Brief =>
Reproduce the listing below character for character; drop every image.

Supplied information =>
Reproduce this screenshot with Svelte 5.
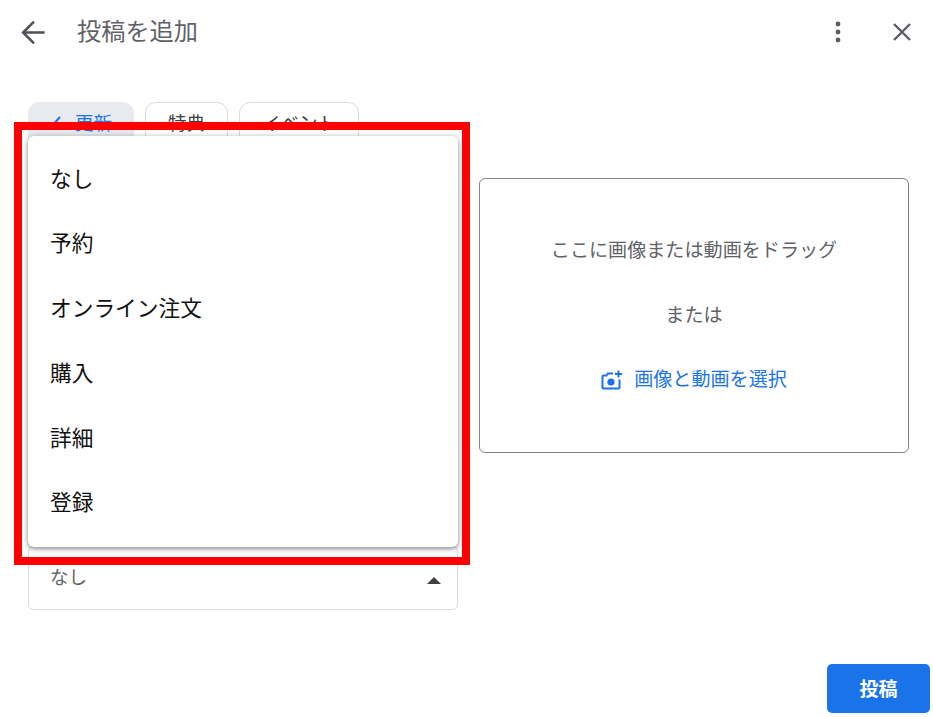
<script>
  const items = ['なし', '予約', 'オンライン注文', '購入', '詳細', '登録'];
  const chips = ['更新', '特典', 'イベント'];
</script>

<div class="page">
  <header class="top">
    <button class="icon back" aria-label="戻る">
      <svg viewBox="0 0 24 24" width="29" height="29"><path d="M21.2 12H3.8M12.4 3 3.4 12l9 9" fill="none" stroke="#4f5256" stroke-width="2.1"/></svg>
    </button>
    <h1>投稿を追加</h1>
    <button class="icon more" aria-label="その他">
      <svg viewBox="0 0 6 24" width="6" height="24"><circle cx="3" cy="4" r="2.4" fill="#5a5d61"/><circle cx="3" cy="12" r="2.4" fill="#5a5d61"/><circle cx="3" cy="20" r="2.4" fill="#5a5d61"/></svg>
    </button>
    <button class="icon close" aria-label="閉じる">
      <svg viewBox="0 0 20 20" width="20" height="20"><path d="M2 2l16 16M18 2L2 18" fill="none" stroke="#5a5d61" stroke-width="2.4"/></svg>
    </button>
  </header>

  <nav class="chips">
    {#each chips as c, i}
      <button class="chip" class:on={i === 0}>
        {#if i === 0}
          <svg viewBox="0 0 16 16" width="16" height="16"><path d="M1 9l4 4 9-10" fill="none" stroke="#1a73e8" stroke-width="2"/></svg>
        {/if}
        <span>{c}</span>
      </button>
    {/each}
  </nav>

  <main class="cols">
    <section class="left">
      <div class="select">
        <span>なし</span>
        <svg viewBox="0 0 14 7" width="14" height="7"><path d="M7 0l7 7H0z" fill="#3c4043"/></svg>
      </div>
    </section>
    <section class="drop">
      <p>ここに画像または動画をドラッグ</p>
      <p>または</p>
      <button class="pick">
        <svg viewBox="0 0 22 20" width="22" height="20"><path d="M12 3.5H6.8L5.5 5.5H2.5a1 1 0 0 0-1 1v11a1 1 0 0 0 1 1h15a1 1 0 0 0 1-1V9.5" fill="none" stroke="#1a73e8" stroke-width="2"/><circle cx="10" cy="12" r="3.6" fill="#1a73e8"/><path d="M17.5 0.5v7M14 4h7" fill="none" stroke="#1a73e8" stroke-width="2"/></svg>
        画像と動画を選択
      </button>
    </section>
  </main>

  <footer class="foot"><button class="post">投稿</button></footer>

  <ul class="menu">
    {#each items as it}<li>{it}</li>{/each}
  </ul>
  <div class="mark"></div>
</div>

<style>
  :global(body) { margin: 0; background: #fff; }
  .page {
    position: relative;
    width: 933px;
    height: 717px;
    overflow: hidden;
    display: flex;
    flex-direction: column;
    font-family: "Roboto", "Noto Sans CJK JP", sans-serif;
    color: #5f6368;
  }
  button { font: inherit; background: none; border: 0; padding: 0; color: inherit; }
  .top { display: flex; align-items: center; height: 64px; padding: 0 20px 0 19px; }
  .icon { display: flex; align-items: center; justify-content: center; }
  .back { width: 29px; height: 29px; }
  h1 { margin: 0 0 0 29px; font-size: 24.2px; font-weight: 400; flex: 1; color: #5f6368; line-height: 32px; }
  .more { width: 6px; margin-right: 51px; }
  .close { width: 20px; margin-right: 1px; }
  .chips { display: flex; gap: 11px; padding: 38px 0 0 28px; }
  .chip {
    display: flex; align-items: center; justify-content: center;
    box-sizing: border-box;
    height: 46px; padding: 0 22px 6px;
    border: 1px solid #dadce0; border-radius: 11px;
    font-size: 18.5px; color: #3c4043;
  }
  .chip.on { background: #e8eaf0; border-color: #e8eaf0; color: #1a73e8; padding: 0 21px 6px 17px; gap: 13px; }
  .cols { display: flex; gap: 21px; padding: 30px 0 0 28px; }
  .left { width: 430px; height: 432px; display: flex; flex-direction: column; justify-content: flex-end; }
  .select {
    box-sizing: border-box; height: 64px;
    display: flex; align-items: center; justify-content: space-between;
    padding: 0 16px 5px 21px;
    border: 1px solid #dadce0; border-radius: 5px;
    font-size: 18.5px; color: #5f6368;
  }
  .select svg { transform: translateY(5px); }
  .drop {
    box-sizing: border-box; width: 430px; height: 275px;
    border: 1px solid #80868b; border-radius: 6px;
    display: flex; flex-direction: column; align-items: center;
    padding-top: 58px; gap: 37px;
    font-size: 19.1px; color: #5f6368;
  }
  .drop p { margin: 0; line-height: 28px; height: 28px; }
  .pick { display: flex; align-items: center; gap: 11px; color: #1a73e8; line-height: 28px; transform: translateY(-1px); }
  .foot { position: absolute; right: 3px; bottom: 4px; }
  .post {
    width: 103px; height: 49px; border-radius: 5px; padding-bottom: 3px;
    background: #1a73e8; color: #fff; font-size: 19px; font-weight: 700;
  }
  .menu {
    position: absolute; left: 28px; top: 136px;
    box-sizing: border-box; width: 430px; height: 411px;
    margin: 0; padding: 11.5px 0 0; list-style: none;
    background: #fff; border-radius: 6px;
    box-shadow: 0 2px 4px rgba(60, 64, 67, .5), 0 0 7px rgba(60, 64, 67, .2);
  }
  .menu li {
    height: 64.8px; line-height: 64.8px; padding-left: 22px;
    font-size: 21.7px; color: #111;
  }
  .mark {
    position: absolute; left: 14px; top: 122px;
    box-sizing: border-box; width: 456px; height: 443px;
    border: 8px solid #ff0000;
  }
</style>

Complete output =>
Reproduce this screenshot with Svelte 5.
<script>
  const items = ['なし', '予約', 'オンライン注文', '購入', '詳細', '登録'];
  const chips = ['更新', '特典', 'イベント'];
</script>

<div class="page">
  <header class="top">
    <button class="icon back" aria-label="戻る">
      <svg viewBox="0 0 24 24" width="29" height="29"><path d="M21.2 12H3.8M12.4 3 3.4 12l9 9" fill="none" stroke="#4f5256" stroke-width="2.1"/></svg>
    </button>
    <h1>投稿を追加</h1>
    <button class="icon more" aria-label="その他">
      <svg viewBox="0 0 6 24" width="6" height="24"><circle cx="3" cy="4" r="2.4" fill="#5a5d61"/><circle cx="3" cy="12" r="2.4" fill="#5a5d61"/><circle cx="3" cy="20" r="2.4" fill="#5a5d61"/></svg>
    </button>
    <button class="icon close" aria-label="閉じる">
      <svg viewBox="0 0 20 20" width="20" height="20"><path d="M2 2l16 16M18 2L2 18" fill="none" stroke="#5a5d61" stroke-width="2.4"/></svg>
    </button>
  </header>

  <nav class="chips">
    {#each chips as c, i}
      <button class="chip" class:on={i === 0}>
        {#if i === 0}
          <svg viewBox="0 0 16 16" width="16" height="16"><path d="M1 9l4 4 9-10" fill="none" stroke="#1a73e8" stroke-width="2"/></svg>
        {/if}
        <span>{c}</span>
      </button>
    {/each}
  </nav>

  <main class="cols">
    <section class="left">
      <div class="select">
        <span>なし</span>
        <svg viewBox="0 0 14 7" width="14" height="7"><path d="M7 0l7 7H0z" fill="#3c4043"/></svg>
      </div>
    </section>
    <section class="drop">
      <p>ここに画像または動画をドラッグ</p>
      <p>または</p>
      <button class="pick">
        <svg viewBox="0 0 22 20" width="22" height="20"><path d="M12 3.5H6.8L5.5 5.5H2.5a1 1 0 0 0-1 1v11a1 1 0 0 0 1 1h15a1 1 0 0 0 1-1V9.5" fill="none" stroke="#1a73e8" stroke-width="2"/><circle cx="10" cy="12" r="3.6" fill="#1a73e8"/><path d="M17.5 0.5v7M14 4h7" fill="none" stroke="#1a73e8" stroke-width="2"/></svg>
        画像と動画を選択
      </button>
    </section>
  </main>

  <footer class="foot"><button class="post">投稿</button></footer>

  <ul class="menu">
    {#each items as it}<li>{it}</li>{/each}
  </ul>
  <div class="mark"></div>
</div>

<style>
  :global(body) { margin: 0; background: #fff; }
  .page {
    position: relative;
    width: 933px;
    height: 717px;
    overflow: hidden;
    display: flex;
    flex-direction: column;
    font-family: "Roboto", "Noto Sans CJK JP", sans-serif;
    color: #5f6368;
  }
  button { font: inherit; background: none; border: 0; padding: 0; color: inherit; }
  .top { display: flex; align-items: center; height: 64px; padding: 0 20px 0 19px; }
  .icon { display: flex; align-items: center; justify-content: center; }
  .back { width: 29px; height: 29px; }
  h1 { margin: 0 0 0 29px; font-size: 24.2px; font-weight: 400; flex: 1; color: #5f6368; line-height: 32px; }
  .more { width: 6px; margin-right: 51px; }
  .close { width: 20px; margin-right: 1px; }
  .chips { display: flex; gap: 11px; padding: 38px 0 0 28px; }
  .chip {
    display: flex; align-items: center; justify-content: center;
    box-sizing: border-box;
    height: 46px; padding: 0 22px 6px;
    border: 1px solid #dadce0; border-radius: 11px;
    font-size: 18.5px; color: #3c4043;
  }
  .chip.on { background: #e8eaf0; border-color: #e8eaf0; color: #1a73e8; padding: 0 21px 6px 17px; gap: 13px; }
  .cols { display: flex; gap: 21px; padding: 30px 0 0 28px; }
  .left { width: 430px; height: 432px; display: flex; flex-direction: column; justify-content: flex-end; }
  .select {
    box-sizing: border-box; height: 64px;
    display: flex; align-items: center; justify-content: space-between;
    padding: 0 16px 5px 21px;
    border: 1px solid #dadce0; border-radius: 5px;
    font-size: 18.5px; color: #5f6368;
  }
  .select svg { transform: translateY(5px); }
  .drop {
    box-sizing: border-box; width: 430px; height: 275px;
    border: 1px solid #80868b; border-radius: 6px;
    display: flex; flex-direction: column; align-items: center;
    padding-top: 58px; gap: 37px;
    font-size: 19.1px; color: #5f6368;
  }
  .drop p { margin: 0; line-height: 28px; height: 28px; }
  .pick { display: flex; align-items: center; gap: 11px; color: #1a73e8; line-height: 28px; transform: translateY(-1px); }
  .foot { position: absolute; right: 3px; bottom: 4px; }
  .post {
    width: 103px; height: 49px; border-radius: 5px; padding-bottom: 3px;
    background: #1a73e8; color: #fff; font-size: 19px; font-weight: 700;
  }
  .menu {
    position: absolute; left: 28px; top: 136px;
    box-sizing: border-box; width: 430px; height: 411px;
    margin: 0; padding: 11.5px 0 0; list-style: none;
    background: #fff; border-radius: 6px;
    box-shadow: 0 2px 4px rgba(60, 64, 67, .5), 0 0 7px rgba(60, 64, 67, .2);
  }
  .menu li {
    height: 64.8px; line-height: 64.8px; padding-left: 22px;
    font-size: 21.7px; color: #111;
  }
  .mark {
    position: absolute; left: 14px; top: 122px;
    box-sizing: border-box; width: 456px; height: 443px;
    border: 8px solid #ff0000;
  }
</style>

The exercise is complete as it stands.